Adversity on its own only destroys. Had I received less grace and less support from others, and had I demonstrated less of a stubborn determination to pull through, I would not be on the verge of becoming a doctor. I would have been a story of how adverse early childhood experiences can exact their toll and ultimately derail a life. However, when coupled with resilience, adversity can impart compassion and grit. Perhaps it’ll even throw in some wisdom for all your trouble. I needed to hear, over and over, from mentors whose prescience, clinical facuity, and honesty I trusted that I would be able to succeed. Fortunately, Brown has such faculty in spades.

LEARNING FROM PATIENTS

An older, more measured version of myself can now recognize setbacks, even major, life-altering ones, as painful yet inevitable parts of existence.
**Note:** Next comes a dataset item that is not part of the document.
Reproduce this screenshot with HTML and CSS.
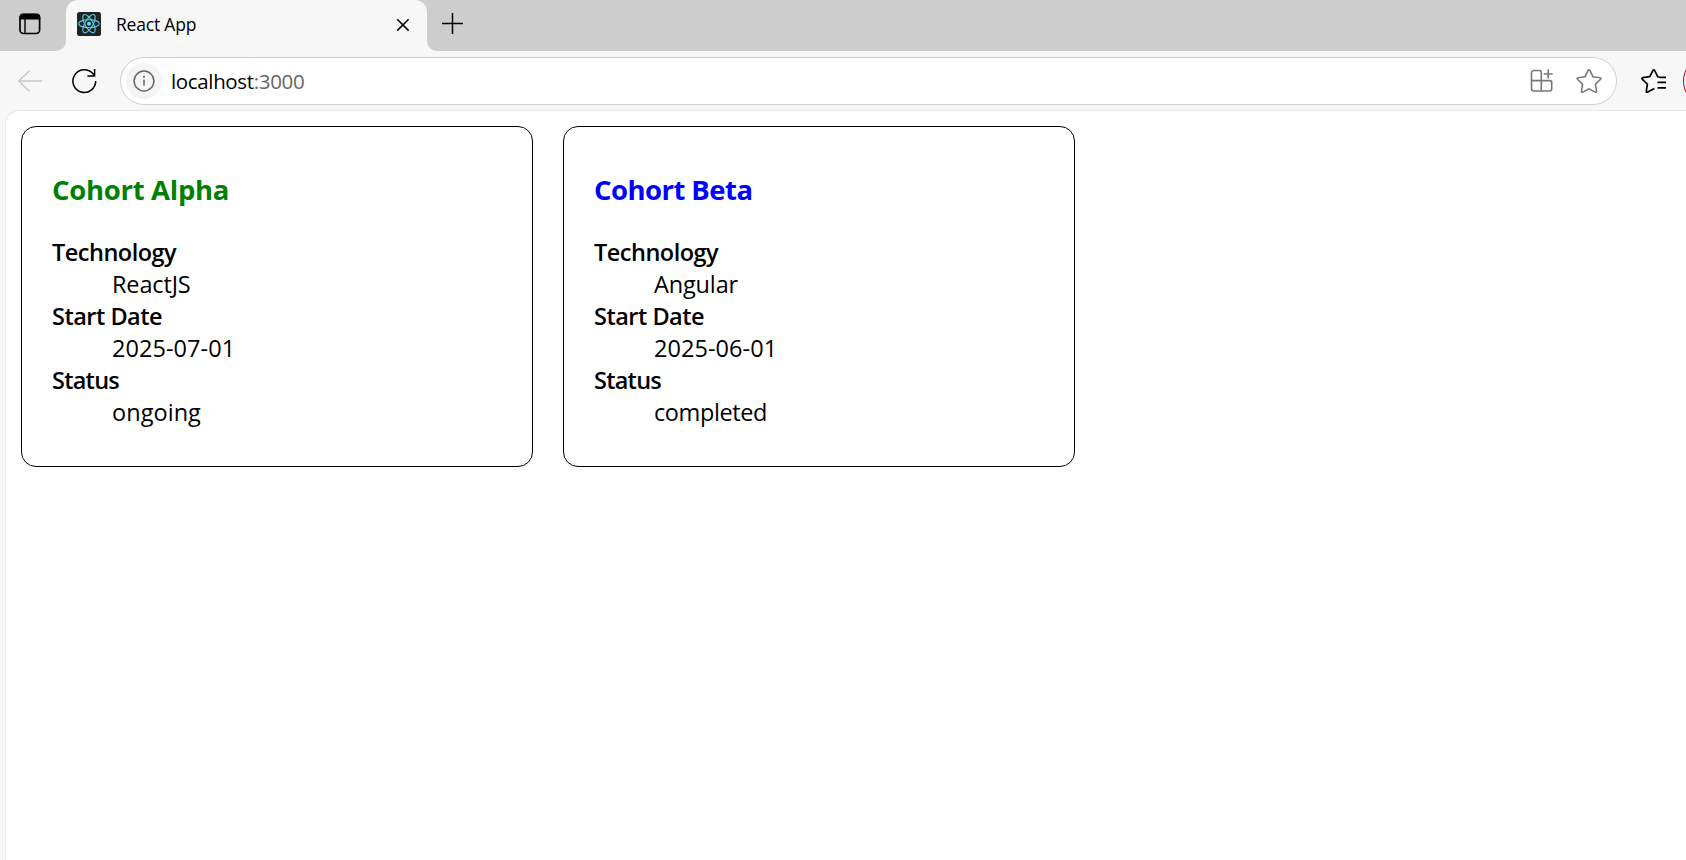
FILE: index.html
```html
<!DOCTYPE html>
<html lang="en">
<head>
<meta charset="utf-8">
<title>React App</title>
<link rel="stylesheet" href="styles.css">
</head>
<body>
<div class="browser">
  <header class="tabs">
    <div class="tabs-start">
      <svg width="24" height="24" viewBox="0 0 24 24"><rect x="2" y="2.5" width="19.6" height="19" rx="3.5" fill="none" stroke="#000" stroke-width="1.7"/><path d="M1.5 7.5V5a3.5 3.5 0 0 1 3.5-3.5h13.800A3.500 3.500 0 0 1 22.300 5v2.500z"/><path d="M7 7v14" stroke="#000" stroke-width="1.400"/></svg>
    </div>
    <div class="tab-slot">
      <div class="tab">
        <svg class="favicon" width="24" height="24" viewBox="0 0 24 24"><rect width="24" height="24" rx="2.500" fill="#222"/><g fill="none" stroke="#5ccbe6" stroke-width="1.150"><ellipse cx="12" cy="11.700" rx="10.300" ry="4"/><ellipse cx="12" cy="11.700" rx="10.300" ry="4" transform="rotate(60 12 11.700)"/><ellipse cx="12" cy="11.700" rx="10.300" ry="4" transform="rotate(120 12 11.700)"/></g><circle cx="12" cy="11.700" r="2" fill="#61dafb"/></svg>
        <span class="tab-title">React App</span>
        <svg class="close" width="14" height="14" viewBox="0 0 14 14"><path d="M1.200 1.200l11.400 11.400M12.600 1.200L1.200 12.600" stroke="#000" stroke-width="1.600"/></svg>
      </div>
    </div>
    <div class="tabs-end">
      <svg width="22" height="22" viewBox="0 0 22 22"><path d="M0 10.500h21M10.500 0v21" stroke="#000" stroke-width="1.500"/></svg>
    </div>
  </header>
  <nav class="toolbar">
    <svg class="back" width="26" height="24" viewBox="0 0 26 24"><path d="M25 12H2M12.500 1.800L1.700 12l10.800 10.300" fill="none" stroke="#c8c8c8" stroke-width="1.400"/></svg>
    <svg class="reload" width="26" height="26" viewBox="0 0 26 26"><path d="M24.700 13A11.400 11.400 0 1 1 21.800 5.500L23.500 7.700M23.600 1v7.100h-7.200" fill="none" stroke="#000" stroke-width="1.500"/></svg>
    <div class="address">
      <span class="info"><svg width="22" height="22" viewBox="0 0 22 22"><circle cx="11" cy="11" r="9.900" fill="none" stroke="#666" stroke-width="1.500"/><path d="M11 9.700v6" stroke="#666" stroke-width="1.500"/><circle cx="11" cy="6.800" r="1.100" fill="#666"/></svg></span>
      <span class="url">localhost<span class="port">:3000</span></span>
      <svg class="apps" width="24" height="24" viewBox="0 0 24 24"><path d="M11.300 22H4a2.500 2.500 0 0 1-2.500-2.500V4A2.500 2.500 0 0 1 4 1.500h5.300a2 2 0 0 1 2 2zM1.500 11.600h18.200a2 2 0 0 1 2 2V20a2 2 0 0 1-2 2h-8.400M18.200.5v9M13.700 5h9" fill="none" stroke="#777" stroke-width="1.600"/></svg>
      <svg class="star" width="26" height="26" viewBox="0 0 26 26"><path d="M12.100 2.400q.9-1.400 1.800 0l3.100 6.300 7 1q1.500.4.500 1.600l-5.100 5 1.200 7q0 1.500-1.400.8L13 20.800l-6.200 3.300q-1.400.7-1.400-.8l1.200-7-5.100-5q-1-1.200.5-1.600l7-1z" fill="none" stroke="#777" stroke-width="1.600"/></svg>
    </div>
    <svg class="favorites" width="26" height="26" viewBox="0 0 26 26"><path d="M25 9.300h-6.200L16.700 8.700l-3-6.200q-.9-1.500-1.800 0L8.800 8.600l-6.900 1q-1.500.4-.5 1.700l5 4.900-1.100 7q0 1.500 1.400.9l6.700-3.500M16.500 14.400H25M16.500 19.800H25" fill="none" stroke="#000" stroke-width="1.700" stroke-linejoin="round"/></svg>
    <span class="profile"></span>
  </nav>
  <main class="page">
    <section class="card">
      <h3 class="title ongoing">Cohort Alpha</h3>
      <dl class="details">
        <dt>Technology</dt><dd>ReactJS</dd>
        <dt>Start Date</dt><dd class="date">2025-07-01</dd>
        <dt class="tight">Status</dt><dd class="date">ongoing</dd>
      </dl>
    </section>
    <section class="card">
      <h3 class="title completed">Cohort Beta</h3>
      <dl class="details">
        <dt>Technology</dt><dd>Angular</dd>
        <dt>Start Date</dt><dd class="date">2025-06-01</dd>
        <dt class="tight">Status</dt><dd class="tight">completed</dd>
      </dl>
    </section>
  </main>
</div>
</body>
</html>
```

FILE: styles.css
```css
* { box-sizing: border-box; }
body { margin: 0; overflow: hidden; font-family: "Open Sans", "Noto Sans", sans-serif; color: #000; }
svg { display: block; flex: none; }
.browser { height: 860px; display: flex; flex-direction: column; background: #f7f7f7; overflow: hidden; }
.tabs { display: flex; height: 51px; flex: none; }
.tabs-start { width: 66px; background: #cdcdcd; border-bottom-right-radius: 10px; padding: 12px 0 0 18px; }
.tab-slot { width: 361px; background: linear-gradient(#cdcdcd 50%, #f7f7f7 50%); }
.tab { height: 51px; background: #f7f7f7; border-radius: 12px 12px 0 0; display: flex; align-items: center; padding: 0 17px 3px 11px; }
.tab-title { font-size: 17.5px; margin: -1px 0 0 15px; flex: 1; letter-spacing: -0.2px; }
.close { margin-top: 1px; }
.tabs-end { flex: 1; background: #cdcdcd; border-bottom-left-radius: 10px; padding: 13px 0 0 15px; }
.toolbar { height: 59px; flex: none; display: flex; align-items: center; padding: 0 0 0 17px; }
.back { margin-right: 28px; }
.reload { margin-right: 23px; }
.address { width: 1497px; flex: none; height: 48px; background: #fff; border: 1.5px solid #cfcfcf; border-radius: 24px; display: flex; align-items: center; padding: 0 14px 0 5px; }
.info { width: 36px; height: 36px; border-radius: 50%; background: #f4f4f4; display: flex; align-items: center; justify-content: center; }
.url { flex: 1; margin-left: 9px; font-size: 20.5px; letter-spacing: -0.35px; }
.port { color: #666; }
.apps { margin-right: 22.5px; }
.favorites { margin-left: 23.5px; }
.profile { width: 32px; height: 40px; flex: none; margin-left: 16px; border: 1.5px solid #b5121b; border-radius: 50%; }
.page { flex: 1; margin-left: 5px; background: #fff; border: 1px solid #e8e8e8; border-right: 0; border-bottom: 0; border-top-left-radius: 14px; display: flex; align-items: flex-start; gap: 30px; padding: 15px 0 0 15px; }
.card { width: 512px; height: 341px; border: 1px solid #000; border-radius: 15px; padding: 44px 30px 0; }
.title { margin: 0; font-size: 27.5px; line-height: 38px; font-weight: 700; letter-spacing: -0.3px; }
.ongoing { color: #008000; }
.completed { color: #0000ff; letter-spacing: -0.55px; }
.details { margin: 27px 0 0; font-size: 23.5px; line-height: 32px; }
.details dt { font-weight: 600; letter-spacing: -0.5px; }
.details dd { margin-left: 60px; letter-spacing: -0.15px; }
.details .date { letter-spacing: 0.05px; }
.details dt.tight { letter-spacing: -0.75px; }
.details dd.tight { letter-spacing: -0.4px; }
```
We regularly inform patients of medical news that changes their perception of themselves with the implicit expectation that, with support, they will adapt to or overcome the unfair pathophysiological barriers imposed upon them. The younger, less experienced version of myself could not recognize the parallel. In my own way, I would need to take inspiration from the patients I so eagerly wished to serve.

In the hospital, the contrast between doctors and patients can seem so stark. Able-bodied and able-minded, highly educated professionals speaking rapidly to each other in their technical jargon. Just another day on the job. They are juxtaposed between bleary-eyed, sometimes cranky, sometimes incapacitated people experiencing what are often the worst days of their lives. Even now, I often find it miraculous that I am in the hospital because I am a soon-to-be doctor and not a patient. I remember what it was like to be on the other side: Seeing suffering in others can stir within me weariness and heartache as I inadvertently recall the worst days of my own life. It’s a constant reminder that my trajectory in life was anything but inevitable.

Naïvely, foolishly, I used to think that the world was divided into those who needed help and those who gave it. As an aspiring doctor, I was in the latter category, obviously. Accordingly, when I stumbled, I lost my sense of self. I needed to realize that the categories I had fabricated were not mutually exclusive.

When I was broken, compassion from others healed me. I was humbled. I am humbled. More than that, I am absolutely determined to pay this kindness forward. To have as much faith in my patients as others had in me. To show as much care to my patients as was shown to me. It’s the least I can do.